Plagiarism from Journalistic Realm to the Academic Sphere: How to Prevent the Growing ‘Epidemic’?
When Jayson Blair, a former NY Times columnist, was contacted by National Editor of the newspaper, little did he know that his myriad acts of plagiarism and fabrication were soon to be unearthed in due course and the newspaper was poised to publish a special story on him, describing the incident as a new low in the publication’s history. As a consequence, the managing editor of NY Times who worked in supervisory capacity for Jayson and his colleagues was dismissed, not to mention Jayson’s journalistic career came to an abrupt closure.
Jayson Blair’s case is one of the worst journalistic scandals that still do the rounds on the web. In case you do not intend to do a Jayson Blair, or a Timothy S. Goeglein (the former White House Aide and News-Sentinel columnist who resigned from his post following allegations of plagiarism), you need to take help of technologies to make your write-ups plagiarism free, and possibly immune to plagiarism.
How technologies can aid in making writings plagiarism-free?

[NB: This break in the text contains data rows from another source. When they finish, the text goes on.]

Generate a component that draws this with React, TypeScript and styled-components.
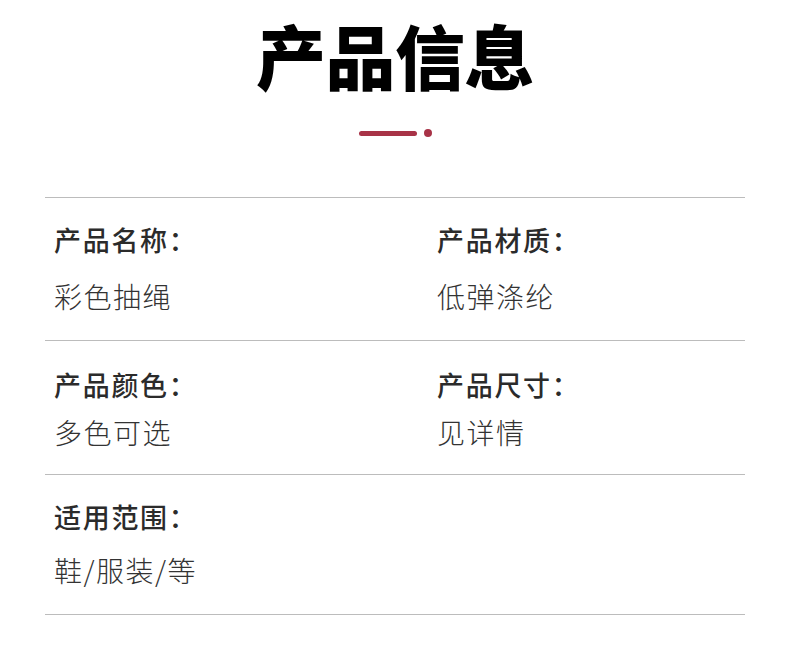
import React from "react";
import styled, { createGlobalStyle } from "styled-components";

const GlobalStyle = createGlobalStyle`
  html, body { margin: 0; padding: 0; background: #ffffff; }
  body { font-family: "Noto Sans CJK SC", "Noto Sans", sans-serif; }
`;

const Page = styled.div`
  width: 790px;
  height: 662px;
  background: #fff;
  display: flex;
  flex-direction: column;
  align-items: stretch;
  overflow: hidden;
`;

const Title = styled.h1`
  margin: 20px 0 0;
  font-size: 70px;
  line-height: 70px;
  font-weight: 900;
  color: #000;
  text-align: center;
  letter-spacing: -0.5px;
`;

const Accent = styled.div`
  display: flex;
  justify-content: center;
  align-items: center;
  gap: 7px;
  margin-top: 39px;
  height: 8px;
`;

const AccentBar = styled.span`
  width: 58px;
  height: 5px;
  border-radius: 3px;
  background: #a83347;
`;

const AccentDot = styled.span`
  width: 8px;
  height: 8px;
  border-radius: 50%;
  background: #a83347;
`;

const Table = styled.div`
  margin: 60px 45px 0;
  border-top: 1px solid #bcbcbc;
`;

const Row = styled.div<{ $height: number; $pad: number }>`
  box-sizing: border-box;
  height: ${(p) => p.$height}px;
  padding: ${(p) => p.$pad}px 0 0 9px;
  border-bottom: 1px solid #bcbcbc;
  display: grid;
  grid-template-columns: 383px 1fr;
`;

const Cell = styled.div`
  display: flex;
  flex-direction: column;
`;

const Label = styled.div`
  font-size: 27px;
  line-height: 28px;
  font-weight: 500;
  color: #2b2b2b;
  letter-spacing: 1.7px;
`;

const Value = styled.div<{ $gap: number }>`
  margin-top: ${(p) => p.$gap}px;
  font-size: 28px;
  line-height: 28px;
  font-weight: 300;
  color: #333;
  letter-spacing: 1.5px;
`;

type Item = { label: string; value: string };
type RowData = { height: number; pad: number; gap: number; items: Item[] };

const rows: RowData[] = [
  {
    height: 143,
    pad: 28,
    gap: 28,
    items: [
      { label: "产品名称：", value: "彩色抽绳" },
      { label: "产品材质：", value: "低弹涤纶" },
    ],
  },
  {
    height: 134,
    pad: 30,
    gap: 19,
    items: [
      { label: "产品颜色：", value: "多色可选" },
      { label: "产品尺寸：", value: "见详情" },
    ],
  },
  {
    height: 140,
    pad: 28,
    gap: 25,
    items: [{ label: "适用范围：", value: "鞋/服装/等" }],
  },
];

export default function App() {
  return (
    <>
      <GlobalStyle />
      <Page>
        <Title>产品信息</Title>
        <Accent>
          <AccentBar />
          <AccentDot />
        </Accent>
        <Table>
          {rows.map((r, i) => (
            <Row key={i} $height={r.height} $pad={r.pad}>
              {r.items.map((it) => (
                <Cell key={it.label}>
                  <Label>{it.label}</Label>
                  <Value $gap={r.gap}>{it.value}</Value>
                </Cell>
              ))}
            </Row>
          ))}
        </Table>
      </Page>
    </>
  );
}
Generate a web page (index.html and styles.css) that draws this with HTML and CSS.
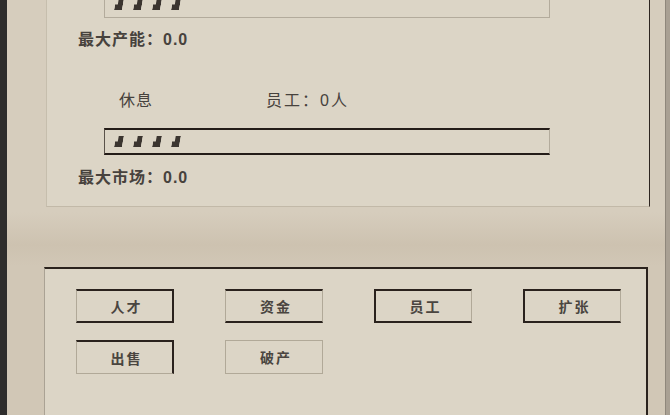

In the pre-internet era, students used to take resort to various devious means to do less work and get more marks, except that they did not have this very powerful tool – internet. However, with the advent of internet, students tried new ways to game their examiners and in many cases, they succeeded in doing so.
The only way to combat such attempts to plagiarize is to use the internet and internet-based tools only. In a way, the very solution of internet aided plagiarism lies deep within the web only. There are web-based plagiarism checkers that work wonders when it comes to detecting plagiarism. You can just go online and find a plagiarism checker that can help you stay away from such practices.
Some dangerous trends that indicate the doom of academic sanctity
An independent research study conducted by an internet plagiarism prevention organization revealed some facts that might well raise concerns from all corners. The key findings of the research study are as follows:
- Plagiarism is getting ‘consent’ on social platforms:It is now quite normal in the social networking and open-source forums to copy or ‘share’ works of other people. Speaking to real people, the organization came to know that plagiarism is no more a taboo on these social media sites and forums and people do not anymore hesitate to ‘copy’ and ‘paste’. It seems that the trend has made inroads in the academic sphere as well.
- 15% of plagiarized content is sourced from ‘paper mills’: In an insanely outsource-dependent academic world, it is no wonder why many students each year get caught for submitting papers that were not written by them (and possibly by some overseas ghost writer) and contain plagiarized content. Paper mills have mushroomed, fostering the growth of a shoddy secondary industry of ghostwriting.
How not to become aJayson Blair, or a Timothy S. Goeglein, or a Janet Dailey?
It’s easy not to join the club of the infamous plagiarism artists who were caught at some point in their career. Use proper citation, do your own research and use technologies in form of plagiarism checkers to your advantage. Oh yes, do not outsource!